Remembrance of the Civil War and Reconstruction in the Lumbee community entailed a disavowal of the extent to which tribal members affiliated with the Confederacy. At the same time, Lumbees privileged memories of those who participated in the Lowrie War. This paper argues that Lumbees engaged in their own form of reconciliation, aligned in some ways with the efforts of southern Democrats and Republicans, in an outdoor drama that was commissioned and produced by Lumbees in the 1970s. The outdoor drama also positions the Lowrie War as a form of resistance to colonialism and a refusal to bend to either Democrat or Republican political agendas. At the same time, the drama emphasized the failures and triumphs of men on both sides while largely relegating the role of women, who were in fact central to the Lowrie Gang’s success during the rebellion, to the margins.

Alexandra E. Stern, Assistant Professor of History, The City College of New York (CUNY)
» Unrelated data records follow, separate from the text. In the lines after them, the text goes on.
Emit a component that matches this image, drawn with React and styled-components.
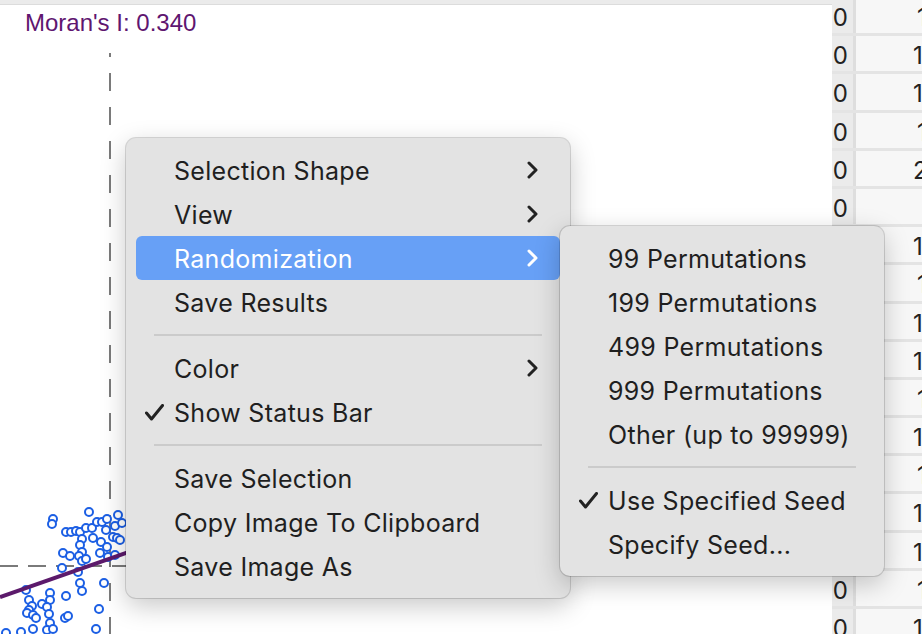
import React from "react";
import styled, { createGlobalStyle } from "styled-components";

const GlobalStyle = createGlobalStyle`
  html, body {
    margin: 0;
    padding: 0;
  }
  body {
    font-family: Inter, "Noto Sans", sans-serif;
    background: #ffffff;
    overflow: hidden;
  }
`;

const Screen = styled.div`
  position: relative;
  display: flex;
  width: 922px;
  height: 634px;
  overflow: hidden;
`;

const PlotPanel = styled.div`
  flex: 0 0 832px;
  display: flex;
  flex-direction: column;
  background: #ffffff;
`;

const TopStrip = styled.div`
  flex-shrink: 0;
  height: 4px;
  background: #ebebeb;
  border-bottom: 1px solid #dcdcdc;
`;

const StatTitle = styled.div`
  flex-shrink: 0;
  height: 28px;
  padding: 4px 0 0 25px;
  font-family: "Liberation Sans", Arial, sans-serif;
  font-size: 24px;
  line-height: 28px;
  color: #5f1670;
`;

const Chart = styled.svg`
  display: block;
  flex-shrink: 0;
`;

const Table = styled.div`
  flex: 1;
  overflow: hidden;
  background: #f7f7f7;
`;

const TableBody = styled.div`
  display: flex;
  flex-direction: column;
  margin-top: -2px;
`;

const Row = styled.div`
  display: flex;
  flex-shrink: 0;
  box-sizing: border-box;
  height: 38.2px;
  border-bottom: 3px solid #e4e4e4;
  font-size: 24px;
  line-height: 31px;
  color: #222222;
`;

const IdCell = styled.div`
  display: flex;
  justify-content: flex-end;
  box-sizing: border-box;
  width: 24px;
  padding: 4px 5px 0 0;
  overflow: hidden;
  white-space: nowrap;
  background: #ebebeb;
  border-right: 3px solid #dedede;
`;

const ValueCell = styled.div`
  flex: 1;
  padding: 4px 0 0 ${({ $indent }) => $indent}px;
  overflow: hidden;
  white-space: nowrap;
`;

const Menu = styled.div`
  position: absolute;
  left: ${({ $left }) => $left}px;
  top: ${({ $top }) => $top}px;
  width: ${({ $width }) => $width}px;
  box-sizing: border-box;
  padding: 10px;
  display: flex;
  flex-direction: column;
  background: #e3e3e3;
  border-radius: 10px;
  box-shadow: 0 0 0 1px rgba(0, 0, 0, 0.14), 0 8px 26px rgba(0, 0, 0, 0.22);
`;

const Item = styled.div`
  display: grid;
  grid-template-columns: 38px 1fr auto;
  align-items: center;
  height: 44px;
  padding-right: 22px;
  border-radius: 6px;
  font-size: 25px;
  letter-spacing: 0.3px;
  color: ${({ $active }) => ($active ? "#ffffff" : "#1f1f1f")};
  background: ${({ $active }) => ($active ? "#67a0f6" : "transparent")};
`;

const Gutter = styled.div`
  display: flex;
  align-items: center;
  padding-left: 9px;
`;

const Label = styled.span`
  white-space: nowrap;
  padding-top: 1px;
`;

const Separator = styled.div`
  height: 2px;
  margin: 10px 18px;
  background: #cbcbcb;
`;

const CheckIcon = () => (
  <svg width="19" height="17" viewBox="0 0 19 17">
    <polyline
      points="1.5,9 6.5,15 17.5,1.5"
      fill="none"
      stroke="#222"
      strokeWidth="3"
      strokeLinecap="round"
      strokeLinejoin="round"
    />
  </svg>
);

const Chevron = ({ color }) => (
  <svg width="11" height="18" viewBox="0 0 11 18">
    <polyline
      points="2,2 9,9 2,16"
      fill="none"
      stroke={color}
      strokeWidth="3"
      strokeLinecap="round"
      strokeLinejoin="round"
    />
  </svg>
);

const mainMenu = [
  { label: "Selection Shape", sub: true },
  { label: "View", sub: true },
  { label: "Randomization", sub: true, active: true },
  { label: "Save Results" },
  "sep",
  { label: "Color", sub: true },
  { label: "Show Status Bar", checked: true },
  "sep",
  { label: "Save Selection" },
  { label: "Copy Image To Clipboard" },
  { label: "Save Image As" },
];

const randomMenu = [
  { label: "99 Permutations" },
  { label: "199 Permutations" },
  { label: "499 Permutations" },
  { label: "999 Permutations" },
  { label: "Other (up to 99999)" },
  "sep",
  { label: "Use Specified Seed", checked: true },
  { label: "Specify Seed..." },
];

const rows = [
  { id: "0", value: "1", indent: 61 },
  { id: "0", value: "1", indent: 57 },
  { id: "0", value: "1", indent: 57 },
  { id: "0", value: "1", indent: 61 },
  { id: "0", value: "2", indent: 57 },
  { id: "0", value: "", indent: 57 },
  { id: "0", value: "1", indent: 57 },
  { id: "0", value: "1", indent: 61 },
  { id: "0", value: "1", indent: 57 },
  { id: "0", value: "1", indent: 57 },
  { id: "0", value: "1", indent: 61 },
  { id: "0", value: "1", indent: 57 },
  { id: "0", value: "1", indent: 61 },
  { id: "0", value: "1", indent: 57 },
  { id: "0", value: "1", indent: 57 },
  { id: "0", value: "1", indent: 61 },
  { id: "0", value: "1", indent: 57 },
];

const points = [
  [89, 512], [53, 519], [52, 524], [66, 532], [71, 532], [76, 531], [80, 532],
  [86, 528], [92, 528], [97, 522], [102, 522], [107, 519], [106, 530], [115, 526],
  [122, 523], [113, 537], [117, 538], [82, 539], [93, 538], [101, 542], [107, 547],
  [80, 545], [82, 552], [79, 556], [82, 561], [86, 559], [100, 553], [108, 557],
  [115, 555], [63, 553], [70, 556], [62, 568], [78, 572], [80, 583], [82, 591],
  [104, 583], [66, 596], [29, 600], [32, 606], [50, 593], [50, 600], [42, 604],
  [47, 607], [49, 614], [50, 623], [29, 610], [27, 613], [33, 615], [36, 618],
  [65, 618], [68, 616], [99, 609], [47, 630], [53, 629], [33, 629], [21, 632],
  [6, 633], [96, 629], [26, 590], [120, 540], [118, 515],
];

const MenuList = ({ items, left, top, width }) => (
  <Menu $left={left} $top={top} $width={width}>
    {items.map((it, i) =>
      it === "sep" ? (
        <Separator key={i} />
      ) : (
        <Item key={i} $active={it.active}>
          <Gutter>{it.checked && <CheckIcon />}</Gutter>
          <Label>{it.label}</Label>
          {it.sub ? <Chevron color={it.active ? "#ffffff" : "#222"} /> : <span />}
        </Item>
      )
    )}
  </Menu>
);

export default function App() {
  return (
    <>
      <GlobalStyle />
      <Screen>
        <PlotPanel>
          <TopStrip />
          <StatTitle>Moran's I: 0.340</StatTitle>
          <Chart width="832" height="597" viewBox="0 37 832 597">
            <line
              x1="110" y1="53" x2="110" y2="640"
              stroke="#7a7a7a" strokeWidth="2"
              strokeDasharray="18 16" strokeDashoffset="14"
            />
            <line
              x1="0" y1="566" x2="600" y2="566"
              stroke="#7a7a7a" strokeWidth="2"
              strokeDasharray="18 10"
            />
            {points.map(([x, y], i) => (
              <circle key={i} cx={x} cy={y} r="4" fill="#fff" stroke="#1c5fe4" strokeWidth="2" />
            ))}
            <line x1="0" y1="597" x2="600" y2="387" stroke="#5c1a6b" strokeWidth="4" />
          </Chart>
        </PlotPanel>
        <Table>
          <TableBody>
            {rows.map((r, i) => (
              <Row key={i}>
                <IdCell>{r.id}</IdCell>
                <ValueCell $indent={r.indent}>{r.value}</ValueCell>
              </Row>
            ))}
          </TableBody>
        </Table>
        <MenuList items={mainMenu} left={126} top={138} width={444} />
        <MenuList items={randomMenu} left={560} top={226} width={324} />
      </Screen>
    </>
  );
}
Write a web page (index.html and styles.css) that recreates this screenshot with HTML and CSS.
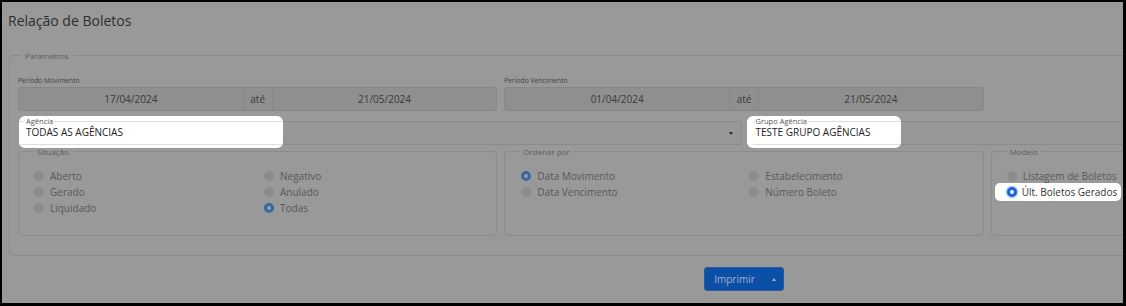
FILE: index.html
```html
<!DOCTYPE html>
<html lang="pt-BR">
<head>
  <meta charset="UTF-8">
  <title>Relação de Boletos</title>
  <link rel="stylesheet" href="styles.css">
</head>
<body>
  <div class="frame">
    <div class="page">
      <h1 class="page-title">Relação de Boletos</h1>

      <fieldset class="params">
        <legend>Parâmetros</legend>

        <!-- Periodos -->
        <div class="row row-three">
          <div class="field">
            <label class="field-label">Período Movimento</label>
            <div class="date-range">
              <span class="date-input">17/04/2024</span>
              <span class="date-addon">até</span>
              <span class="date-input">21/05/2024</span>
            </div>
          </div>
          <div class="field">
            <label class="field-label">Período Vencimento</label>
            <div class="date-range">
              <span class="date-input">01/04/2024</span>
              <span class="date-addon">até</span>
              <span class="date-input">21/05/2024</span>
            </div>
          </div>
          <div></div>
        </div>

        <!-- Agencia / Grupo -->
        <div class="row row-two">
          <div class="select">
            <div class="spot spot-agencia">
              <fieldset class="spot-field">
                <legend>Agência</legend>
                <div class="spot-value">TODAS AS AGÊNCIAS</div>
              </fieldset>
            </div>
            <div class="select-rest"><span class="caret-down"></span></div>
          </div>
          <div class="select">
            <div class="spot spot-grupo">
              <fieldset class="spot-field">
                <legend>Grupo Agência</legend>
                <div class="spot-value">TESTE GRUPO AGÊNCIAS</div>
              </fieldset>
            </div>
            <div class="select-rest"><span class="caret-down"></span></div>
          </div>
        </div>

        <!-- Opcoes -->
        <div class="row row-three row-options">
          <fieldset class="group">
            <legend>Situação</legend>
            <div class="options">
              <div class="option-col">
                <div class="radio"><span class="radio-dot"></span>Aberto</div>
                <div class="radio"><span class="radio-dot"></span>Gerado</div>
                <div class="radio"><span class="radio-dot"></span>Liquidado</div>
              </div>
              <div class="option-col">
                <div class="radio"><span class="radio-dot"></span>Negativo</div>
                <div class="radio"><span class="radio-dot"></span>Anulado</div>
                <div class="radio checked"><span class="radio-dot"></span>Todas</div>
              </div>
            </div>
          </fieldset>
          <fieldset class="group">
            <legend>Ordenar por</legend>
            <div class="options options-order">
              <div class="option-col">
                <div class="radio checked"><span class="radio-dot"></span>Data Movimento</div>
                <div class="radio"><span class="radio-dot"></span>Data Vencimento</div>
              </div>
              <div class="option-col">
                <div class="radio"><span class="radio-dot"></span>Estabelecimento</div>
                <div class="radio"><span class="radio-dot"></span>Número Boleto</div>
              </div>
            </div>
          </fieldset>
          <fieldset class="group">
            <legend>Modelo</legend>
            <div class="options options-single">
              <div class="option-col">
                <div class="radio"><span class="radio-dot"></span>Listagem de Boletos</div>
                <div class="radio checked spot spot-radio"><span class="radio-dot"></span>Últ. Boletos Gerados</div>
              </div>
            </div>
          </fieldset>
        </div>
      </fieldset>

      <div class="actions">
        <button class="btn-print">Imprimir <span class="caret-up"></span></button>
      </div>
    </div>
  </div>
</body>
</html>
```

FILE: styles.css
```css
/* Relação de Boletos - tela escurecida com destaques */
* {
  box-sizing: border-box;
}

body {
  margin: 0;
  font-family: 'Open Sans', 'Liberation Sans', sans-serif;
  background: #000;
}

.frame {
  width: 1126px;
  height: 306px;
  border: solid #000;
  border-width: 2px 3px 3px 2px;
  background: #999;
  overflow: hidden;
}

.page {
  width: 1490px;
  padding-left: 7px;
}

.page-title {
  margin: 9px 0 0 -1px;
  font-size: 14px;
  line-height: 19px;
  font-weight: 400;
  color: #2e2e2e;
}

/* fieldsets */
.params {
  width: 1470px;
  margin: 20px 0 0;
  padding: 15px 8px 19px;
  border: 1px solid #8b8b8b;
  border-radius: 4px;
}

.params > legend,
.group > legend {
  font-size: 8px;
  line-height: 11px;
  padding: 0 4px;
  margin-left: 3px;
  color: #5c5c5c;
}

.row-three {
  display: grid;
  grid-template-columns: repeat(3, 1fr);
  gap: 7px;
}

.row-two {
  display: grid;
  grid-template-columns: repeat(2, 1fr);
  gap: 5px;
  margin-top: 10px;
}

.row-options {
  margin-top: 1px;
}

/* datas */
.field-label {
  display: block;
  font-size: 6.7px;
  line-height: 9px;
  margin-bottom: 2px;
  color: #404040;
}

.date-range {
  display: flex;
  height: 24px;
  border: 1px solid #878787;
  border-radius: 3px;
  background: #8f8f8f;
  font-size: 10px;
  color: #3a3a3a;
}

.date-input {
  flex: 1;
  display: flex;
  align-items: center;
  justify-content: center;
}

.date-addon {
  width: 30px;
  display: flex;
  align-items: center;
  justify-content: center;
  border-left: 1px solid #878787;
  border-right: 1px solid #878787;
}

/* selects */
.select {
  display: flex;
  height: 24px;
}

.select-rest {
  flex: 1;
  display: flex;
  align-items: center;
  justify-content: flex-end;
  padding-right: 8px;
  border: 1px solid #8a8a8a;
  border-left: none;
  border-radius: 0 3px 3px 0;
  background: #979797;
}

.caret-down {
  width: 0;
  height: 0;
  border-left: 2.5px solid transparent;
  border-right: 2.5px solid transparent;
  border-top: 3px solid #2a2a2a;
}

/* destaques */
.spot {
  background: #fff;
  border-radius: 6px;
}

.spot-agencia {
  width: 264px;
  margin: -5px 0 -3px 1px;
}

.spot-grupo {
  width: 154px;
  margin: -5px 0 -3px 0;
}

.spot-field {
  margin: 0;
  padding: 0 0 5px 6px;
  border: none;
  border-top: 1px solid #dedede;
  border-bottom: 1px solid #dedede;
  min-width: 0;
}

.spot-grupo .spot-field {
  margin-left: 6px;
  padding-left: 2px;
}

.spot-field legend {
  font-size: 7.5px;
  line-height: 10px;
  padding: 0 1px;
  color: #555;
}

.spot-value {
  padding-left: 1px;
  font-size: 10px;
  line-height: 13px;
  color: #222;
}

/* grupos de opcoes */
.group {
  margin: 0;
  min-width: 0;
  padding: 11px 10px 19px 11px;
  border: 1px solid #8b8b8b;
  border-radius: 4px;
}

.options {
  display: grid;
  grid-template-columns: 230px 1fr;
  padding-left: 4px;
}

.options-order {
  grid-template-columns: 228px 1fr;
  padding-left: 5px;
}

.options-single {
  grid-template-columns: 1fr;
}

.option-col {
  display: flex;
  flex-direction: column;
  align-items: flex-start;
}

.radio {
  display: flex;
  align-items: center;
  height: 16px;
  font-size: 10px;
  color: #585858;
}

.radio-dot {
  width: 10px;
  height: 10px;
  margin-right: 6px;
  border-radius: 50%;
  background: #8c8c8c;
}

.radio.checked .radio-dot {
  background: #9b9b9b;
  border: 3px solid #3768a6;
}

.spot-radio {
  height: 18px;
  margin: -1px 0 -1px -12px;
  padding: 0 4px 0 12px;
  border-radius: 5px;
  color: #333;
}

.spot-radio .radio-dot,
.radio.checked.spot-radio .radio-dot {
  background: #fff;
  border: 3px solid #1565d8;
  box-shadow: 0 0 0 1.5px #b9d2f5;
  margin-right: 5px;
}

/* botao */
.actions {
  width: 1470px;
  margin-top: 10px;
  text-align: center;
}

.btn-print {
  display: inline-flex;
  align-items: center;
  gap: 17px;
  height: 24px;
  padding: 0 7px 0 9px;
  border: 1px solid #2a5b9c;
  border-radius: 3px;
  background: #0b4fa6;
  color: #a3b1c6;
  font-family: inherit;
  font-size: 10px;
}

.caret-up {
  width: 0;
  height: 0;
  border-left: 2.5px solid transparent;
  border-right: 2.5px solid transparent;
  border-bottom: 3px solid #a3b1c6;
}
```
 Sequoyah Statehood & the Legacy of Reconstruction in Indian Territory

 

“The republican party has been responsible for the division of our land and the destruction of our government,” wrote Pleasant Porter, Principal Chief of the Creek Nation, in 1906. “We’re not friendly and won’t be charitable.” In the midst of attempting to secure a Native state in eastern Indian Territory, Porter directly connected the dual statehood movement to the legacy—and the scars—of Reconstruction within the Creek, Cherokee, Choctaw, and Chickasaw Nations.

 

Denied separate statehood by the Republican Senate and President that same year, many influential members of the Five Tribes saw their forced future as part of Oklahoma as one last punishment orchestrated by the party of Reconstruction. Highlighting one side of the Indigenous experience and memory of Reconstruction in Indian Territory, the Sequoyah movement, this presentation argues, showcases the unexpected political allegiances and contradictory legacy of Reconstruction at the border of the American South & West.